South Africa plans fee cap in bid to ease tuition costs

June 30, 2006

A growing gap between state support and fees is pricing students out of universities. Karen MacGregor reports

The South African Government fears that spiralling costs are pricing poor black students out of university and plans to cap student fees, which have doubled in the past five years to total R5 billion (£370 million) a year.

Naledi Pandor, the Education Minister, announced that a new policy under consideration would give the Government the power to place upper limits on total fee collections by the public higher education system.

"This would probably mean that government block-grant funds and tuition fees would be considered as a joint income stream," she said.

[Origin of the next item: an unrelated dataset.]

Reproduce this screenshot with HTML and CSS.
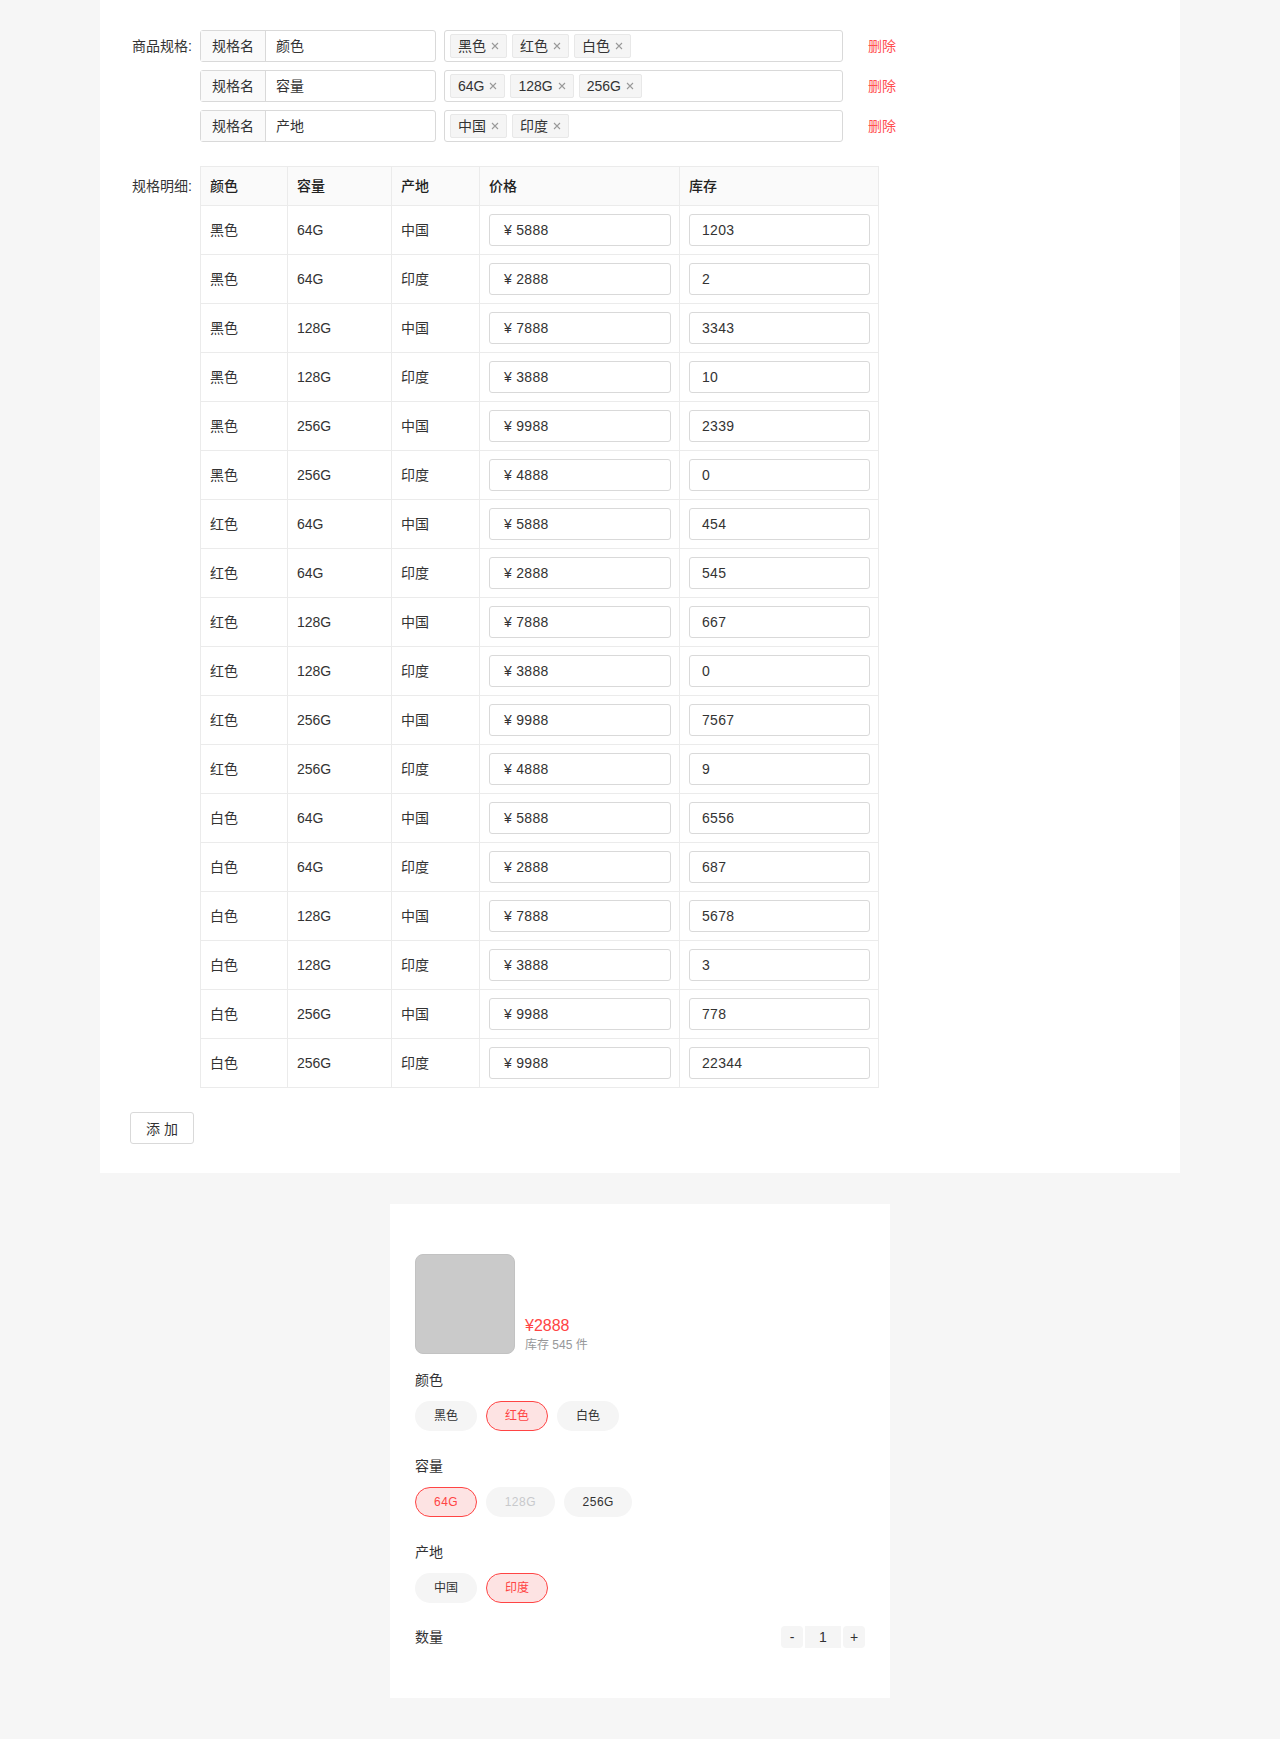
FILE: index.html
```html
<!DOCTYPE html>
<html lang="zh-CN">
<head>
<meta charset="utf-8">
<title>商品规格</title>
<link rel="stylesheet" href="styles.css">
</head>
<body>
<div class="panel">
  <div class="form-row">
    <div class="form-label spec-label">商品规格:</div>
    <div class="spec-list">
      <div class="spec-row">
        <div class="input-group"><span class="addon">规格名</span><span class="ig-input">颜色</span></div>
        <div class="tag-box">
          <span class="tag">黑色<svg class="x" viewBox="0 0 8 8"><path d="M1 1L7 7M7 1L1 7"/></svg></span>
          <span class="tag">红色<svg class="x" viewBox="0 0 8 8"><path d="M1 1L7 7M7 1L1 7"/></svg></span>
          <span class="tag">白色<svg class="x" viewBox="0 0 8 8"><path d="M1 1L7 7M7 1L1 7"/></svg></span>
        </div>
        <a class="del">删除</a>
      </div>
      <div class="spec-row">
        <div class="input-group"><span class="addon">规格名</span><span class="ig-input">容量</span></div>
        <div class="tag-box">
          <span class="tag">64G<svg class="x" viewBox="0 0 8 8"><path d="M1 1L7 7M7 1L1 7"/></svg></span>
          <span class="tag">128G<svg class="x" viewBox="0 0 8 8"><path d="M1 1L7 7M7 1L1 7"/></svg></span>
          <span class="tag">256G<svg class="x" viewBox="0 0 8 8"><path d="M1 1L7 7M7 1L1 7"/></svg></span>
        </div>
        <a class="del">删除</a>
      </div>
      <div class="spec-row">
        <div class="input-group"><span class="addon">规格名</span><span class="ig-input">产地</span></div>
        <div class="tag-box">
          <span class="tag">中国<svg class="x" viewBox="0 0 8 8"><path d="M1 1L7 7M7 1L1 7"/></svg></span>
          <span class="tag">印度<svg class="x" viewBox="0 0 8 8"><path d="M1 1L7 7M7 1L1 7"/></svg></span>
        </div>
        <a class="del">删除</a>
      </div>
    </div>
  </div>

  <div class="form-row detail-row">
    <div class="form-label detail-label">规格明细:</div>
    <table class="sku-table">
      <colgroup><col class="c1"><col class="c2"><col class="c3"><col class="c4"><col class="c5"></colgroup>
      <thead><tr><th>颜色</th><th>容量</th><th>产地</th><th>价格</th><th>库存</th></tr></thead>
      <tbody>
        <tr><td>黑色</td><td>64G</td><td>中国</td><td><div class="cell-input price">¥ 5888</div></td><td><div class="cell-input">1203</div></td></tr>
        <tr><td>黑色</td><td>64G</td><td>印度</td><td><div class="cell-input price">¥ 2888</div></td><td><div class="cell-input">2</div></td></tr>
        <tr><td>黑色</td><td>128G</td><td>中国</td><td><div class="cell-input price">¥ 7888</div></td><td><div class="cell-input">3343</div></td></tr>
        <tr><td>黑色</td><td>128G</td><td>印度</td><td><div class="cell-input price">¥ 3888</div></td><td><div class="cell-input">10</div></td></tr>
        <tr><td>黑色</td><td>256G</td><td>中国</td><td><div class="cell-input price">¥ 9988</div></td><td><div class="cell-input">2339</div></td></tr>
        <tr><td>黑色</td><td>256G</td><td>印度</td><td><div class="cell-input price">¥ 4888</div></td><td><div class="cell-input">0</div></td></tr>
        <tr><td>红色</td><td>64G</td><td>中国</td><td><div class="cell-input price">¥ 5888</div></td><td><div class="cell-input">454</div></td></tr>
        <tr><td>红色</td><td>64G</td><td>印度</td><td><div class="cell-input price">¥ 2888</div></td><td><div class="cell-input">545</div></td></tr>
        <tr><td>红色</td><td>128G</td><td>中国</td><td><div class="cell-input price">¥ 7888</div></td><td><div class="cell-input">667</div></td></tr>
        <tr><td>红色</td><td>128G</td><td>印度</td><td><div class="cell-input price">¥ 3888</div></td><td><div class="cell-input">0</div></td></tr>
        <tr><td>红色</td><td>256G</td><td>中国</td><td><div class="cell-input price">¥ 9988</div></td><td><div class="cell-input">7567</div></td></tr>
        <tr><td>红色</td><td>256G</td><td>印度</td><td><div class="cell-input price">¥ 4888</div></td><td><div class="cell-input">9</div></td></tr>
        <tr><td>白色</td><td>64G</td><td>中国</td><td><div class="cell-input price">¥ 5888</div></td><td><div class="cell-input">6556</div></td></tr>
        <tr><td>白色</td><td>64G</td><td>印度</td><td><div class="cell-input price">¥ 2888</div></td><td><div class="cell-input">687</div></td></tr>
        <tr><td>白色</td><td>128G</td><td>中国</td><td><div class="cell-input price">¥ 7888</div></td><td><div class="cell-input">5678</div></td></tr>
        <tr><td>白色</td><td>128G</td><td>印度</td><td><div class="cell-input price">¥ 3888</div></td><td><div class="cell-input">3</div></td></tr>
        <tr><td>白色</td><td>256G</td><td>中国</td><td><div class="cell-input price">¥ 9988</div></td><td><div class="cell-input">778</div></td></tr>
        <tr><td>白色</td><td>256G</td><td>印度</td><td><div class="cell-input price">¥ 9988</div></td><td><div class="cell-input">22344</div></td></tr>
      </tbody>
    </table>
  </div>

  <button class="add-btn">添 加</button>
</div>

<div class="sku-card">
  <div class="sku-head">
    <div class="sku-img"></div>
    <div class="sku-info">
      <div class="sku-price">¥2888</div>
      <div class="sku-stock">库存 545 件</div>
    </div>
  </div>

  <div class="sku-group">
    <div class="sku-title">颜色</div>
    <div class="chips">
      <span class="chip">黑色</span>
      <span class="chip active">红色</span>
      <span class="chip">白色</span>
    </div>
  </div>
  <div class="sku-group">
    <div class="sku-title">容量</div>
    <div class="chips">
      <span class="chip latin active">64G</span>
      <span class="chip latin disabled">128G</span>
      <span class="chip latin">256G</span>
    </div>
  </div>
  <div class="sku-group">
    <div class="sku-title">产地</div>
    <div class="chips">
      <span class="chip">中国</span>
      <span class="chip active">印度</span>
    </div>
  </div>

  <div class="qty-row">
    <div class="sku-title">数量</div>
    <div class="stepper">
      <span class="step-btn minus">-</span>
      <span class="step-input">1</span>
      <span class="step-btn plus">+</span>
    </div>
  </div>
</div>
</body>
</html>
```

FILE: styles.css
```css
* { box-sizing: border-box; }

body {
  margin: 0;
  background: #f6f6f6;
  font-family: "Liberation Sans", Arial, "Noto Sans CJK SC", sans-serif;
  font-size: 14px;
  color: #333;
}

.panel {
  width: 1080px;
  margin: 0 auto;
  background: #fff;
  padding: 30px 30px 29px;
}

.form-row {
  display: flex;
  align-items: flex-start;
}

.form-label {
  width: 70px;
  flex: none;
  text-align: right;
  padding-right: 8px;
  color: #333;
  white-space: nowrap;
}

.spec-label { line-height: 32px; }
.detail-label { line-height: 40px; }

.spec-list {
  display: flex;
  flex-direction: column;
  gap: 8px;
}

.spec-row {
  display: flex;
  align-items: center;
  height: 32px;
}

.input-group {
  display: flex;
  width: 236px;
  height: 32px;
  border: 1px solid #d9d9d9;
  border-radius: 3px;
  line-height: 30px;
}

.addon {
  width: 65px;
  flex: none;
  background: #fafafa;
  border-right: 1px solid #d9d9d9;
  padding-left: 11px;
  color: #333;
}

.ig-input {
  padding-left: 10px;
  color: #333;
}

.tag-box {
  margin-left: 8px;
  width: 399px;
  height: 32px;
  border: 1px solid #d9d9d9;
  border-radius: 3px;
  padding: 3px 5px;
  display: flex;
  gap: 5px;
}

.tag {
  display: inline-flex;
  align-items: center;
  height: 24px;
  padding: 0 7px 0 7px;
  background: #f5f5f5;
  border: 1px solid #e8e8e8;
  border-radius: 2px;
  color: #333;
  line-height: 22px;
}

.tag .x {
  width: 8px;
  height: 8px;
  margin-left: 5px;
  stroke: #999;
  stroke-width: 1.1;
  fill: none;
}

.del {
  margin-left: 25px;
  color: #ff4d4f;
  line-height: 32px;
}

.detail-row { margin-top: 24px; }

.sku-table {
  width: 678px;
  table-layout: fixed;
  border-collapse: collapse;
  border: 1px solid #ebebeb;
}

.c1 { width: 87px; }
.c2 { width: 104px; }
.c3 { width: 88px; }
.c4 { width: 200px; }
.c5 { width: 199px; }

.sku-table th,
.sku-table td {
  border: 1px solid #ebebeb;
  text-align: left;
  padding: 8px 8px;
}

.sku-table th {
  background: #fafafa;
  font-weight: 500;
  color: #222;
  line-height: 22px;
  padding-left: 9px;
}

.sku-table td {
  line-height: 32px;
  padding-left: 9px;
}

.cell-input {
  height: 32px;
  border: 1px solid #d9d9d9;
  border-radius: 3px;
  line-height: 30px;
  padding-left: 12px;
  color: #333;
  letter-spacing: 0.3px;
}

.cell-input.price { padding-left: 14px; }

.add-btn {
  display: block;
  margin-top: 24px;
  width: 64px;
  height: 32px;
  background: #fff;
  border: 1px solid #d9d9d9;
  border-radius: 3px;
  font-family: inherit;
  font-size: 14px;
  color: #333;
  padding: 0;
}

/* SKU card */
.sku-card {
  width: 500px;
  margin: 31px auto 39px;
  background: #fff;
  padding: 50px 25px;
}

.sku-head {
  display: flex;
  align-items: flex-end;
}

.sku-img {
  width: 100px;
  height: 100px;
  border-radius: 8px;
  background: #cacaca;
  border: 1px solid #c2c2c2;
}

.sku-info { margin-left: 10px; }

.sku-price {
  color: #f44;
  font-size: 16px;
  line-height: 20px;
}

.sku-stock {
  color: #969799;
  font-size: 12px;
  line-height: 18px;
}

.sku-group { margin-top: 16px; }
.sku-group + .sku-group { margin-top: 25px; }

.sku-title {
  font-size: 14px;
  line-height: 20px;
  color: #323233;
}

.chips {
  display: flex;
  gap: 9px;
  margin-top: 11px;
}

.chip {
  height: 30px;
  line-height: 28px;
  padding: 0 18px;
  border-radius: 15px;
  background: #f5f5f5;
  border: 1px solid transparent;
  font-size: 12px;
  color: #323233;
}

.chip.latin { letter-spacing: 0.5px; padding: 0 17.5px 0 18px; }

.chip.active {
  background: #fde3e3;
  border-color: #f44;
  color: #f44;
}

.chip.disabled { color: #c8c9cc; }

.qty-row {
  margin-top: 23px;
  display: flex;
  align-items: center;
  justify-content: space-between;
  height: 22px;
}

.stepper {
  display: flex;
  gap: 2px;
}

.step-btn,
.step-input {
  height: 22px;
  line-height: 22px;
  background: #f5f5f5;
  text-align: center;
  color: #323233;
}

.step-btn {
  width: 22px;
  border-radius: 4px;
  font-size: 14px;
}

.step-input {
  width: 36px;
  font-size: 14px;
}
```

Research universities, which charge the highest fees - an average of R,000 (£2,000) a year per student - fear the move will harm their finances unless it is balanced by a big hike in state funding.

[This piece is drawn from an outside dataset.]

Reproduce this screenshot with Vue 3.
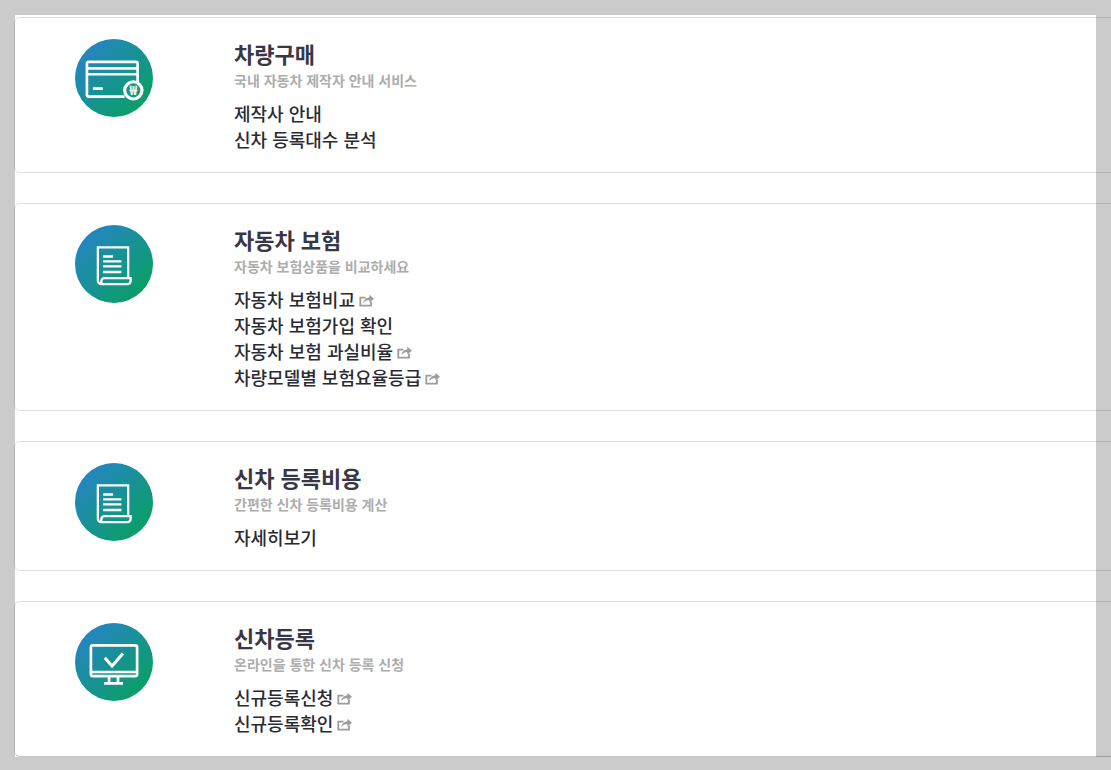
<template>
  <main class="page">
    <div class="sheet">
      <section v-for="card in cards" :key="card.title" class="card">
        <div class="badge">
          <svg v-if="card.icon === 'wallet'" viewBox="0 0 79 79" class="badge-icon">
            <path d="M14 23H61a2 2 0 0 1 2 2V44M50 58H14a2 2 0 0 1-2-2V25a2 2 0 0 1 2-2" />
            <path d="M12 29.500H63M12 35.500H63M18 50H28" />
            <circle cx="58.700" cy="51.700" r="8.700" class="coin" />
            <text x="58.700" y="56.300" text-anchor="middle" class="won">₩</text>
          </svg>
          <svg v-else-if="card.icon === 'doc'" viewBox="0 0 79 79" class="badge-icon thin">
            <path d="M23 56V22.500H53.500V53" />
            <path d="M26.500 59.500a3.500 3.500 0 0 1-3.500-3.500M26.500 59.500H52.500a3.500 3.500 0 0 0 3.500-3V53.500H30a3 3 0 0 0-3.500 3V59.500" />
            <path d="M28.300 31.700H38.300M28.300 36.700H46.700M28.300 41.700H46.700M28.300 47.300H46.700" />
          </svg>
          <svg v-else viewBox="0 0 79 79" class="badge-icon">
            <path d="M18 22.500H60.500a2 2 0 0 1 2 2V51.500a2 2 0 0 1-2 2H18a2 2 0 0 1-2-2V24.500a2 2 0 0 1 2-2Z" />
            <path d="M16 49.300H62.500M34.300 53.500V60M43.300 53.500V60M29.300 60.700H48.300" />
            <path d="M30 35L37.300 43.300L48.300 30.700" class="tick" />
          </svg>
        </div>
        <div class="body">
          <h2>{{ card.title }}</h2>
          <p class="sub">{{ card.sub }}</p>
          <ul class="links">
            <li v-for="link in card.links" :key="link.text">
              {{ link.text }}
              <svg v-if="link.ext" viewBox="0 0 15 14" class="ext">
                <path d="M12 8.500V12.700H1.300V4.700H6.500" class="ext-box" />
                <path d="M4.300 10C4.800 6.700 7.500 4.600 10.300 4.600V1.800L15 5.700L10.300 9.400V7C8 7 6 7.900 4.300 10Z" class="ext-arrow" />
              </svg>
            </li>
          </ul>
        </div>
      </section>
    </div>
  </main>
</template>

<script setup>
const cards = [
  {
    title: "차량구매",
    sub: "국내 자동차 제작자 안내 서비스",
    icon: "wallet",
    links: [{ text: "제작사 안내" }, { text: "신차 등록대수 분석" }],
  },
  {
    title: "자동차 보험",
    sub: "자동차 보험상품을 비교하세요",
    icon: "doc",
    links: [
      { text: "자동차 보험비교", ext: true },
      { text: "자동차 보험가입 확인" },
      { text: "자동차 보험 과실비율", ext: true },
      { text: "차량모델별 보험요율등급", ext: true },
    ],
  },
  {
    title: "신차 등록비용",
    sub: "간편한 신차 등록비용 계산",
    icon: "doc",
    links: [{ text: "자세히보기" }],
  },
  {
    title: "신차등록",
    sub: "온라인을 통한 신차 등록 신청",
    icon: "screen",
    links: [
      { text: "신규등록신청", ext: true },
      { text: "신규등록확인", ext: true },
    ],
  },
];
</script>

<style scoped>
.page {
  height: 770px;
  overflow: hidden;
  background: #cbcbcb;
  padding-top: 15px;
  box-sizing: border-box;
  font-family: "Noto Sans CJK KR", "Noto Sans", sans-serif;
}

.sheet {
  width: 1081px;
  margin-left: 15px;
  background: #fff;
  display: flex;
  flex-direction: column;
  gap: 30px;
  padding-top: 2px;
}

.card {
  width: 1120px;
  margin-left: -1px;
  box-sizing: border-box;
  display: flex;
  border: 1px solid rgba(0, 0, 0, 0.12);
  border-radius: 6px 0 0 6px;
  padding: 20.500px 0 20px 59.500px;
}

.card:last-child {
  border-bottom-color: rgba(0, 0, 0, 0.22);
}

.badge {
  width: 78.500px;
  height: 78.500px;
  flex: none;
  border-radius: 50%;
  background: linear-gradient(135deg, #2485c0 14%, #0a9f66 86%);
}

.badge-icon {
  display: block;
  width: 78.500px;
  height: 78.500px;
  fill: none;
  stroke: #fff;
  stroke-width: 2.700;
}

.badge-icon.thin {
  stroke-width: 2.300;
}

.tick {
  stroke-width: 3;
}

.coin {
  fill: #139a7d;
  stroke-width: 3.200;
}

.won {
  fill: #fff;
  stroke: none;
  font-size: 13px;
  font-weight: 700;
}

.body {
  margin-left: 81px;
  padding-top: 0.500px;
}

h2 {
  margin: -1px 0 0;
  font-size: 22px;
  line-height: 30px;
  font-weight: 700;
  color: #383746;
  word-spacing: 1px;
}

.sub {
  margin: 4px 0 0;
  font-size: 14px;
  line-height: 16px;
  font-weight: 700;
  color: #adadad;
  word-spacing: 0.700px;
}

.links {
  list-style: none;
  margin: 12px 0 0;
  padding: 0;
}

.links li {
  display: flex;
  align-items: center;
  gap: 4px;
  height: 26px;
  font-size: 18px;
  font-weight: 500;
  color: #2a2a32;
  word-spacing: 1px;
}

.ext {
  width: 15px;
  height: 14px;
  margin-top: 1px;
}

.ext-box {
  fill: none;
  stroke: #9c9c9c;
  stroke-width: 1.800;
}

.ext-arrow {
  fill: #9c9c9c;
}
</style>

<style>
body {
  margin: 0;
  overflow: hidden;
}
</style>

Ms Pandor said fees were jeopardising the Government's equality policies.

About half of the country's 700,000-plus higher education students fail to graduate. Many, especially those from disadvantaged schools, are underprepared and unable to cope with the demands of higher education - especially in a second language.

But, despite ever-increasing state allocations to the National Student Financial Aid Scheme (NSFAS), many poor students continue to drop out, citing financial difficulties. Ms Pandor said tuition fees had become a "critical resource issue".

There is growing pressure on state funding support for the NSFAS: while university fees doubled in the past five years - to fund growth in activity - income to the NSFAS rose 30 per cent.

Ms Pandor added that the widening gap between fees and NSFAS funds meant that "the financial strain on students and their families, and in particular those who are economically disadvantaged, has increased to levels where our higher education equity policies are under threat".

In South Africa, fees constitute more than 30 per cent of institutional income compared with 20-22 per cent of university income in other countries.

Higher education has had a funding boost with a budget of R11.8 billion this financial year, a 9.2 per cent increase on the previous year. Of this, universities get R10.8 billion (a 9.4 per cent rise) and the NSFSA gets R954 million (a 7.1 per cent hike). Inflation is about 4 per cent.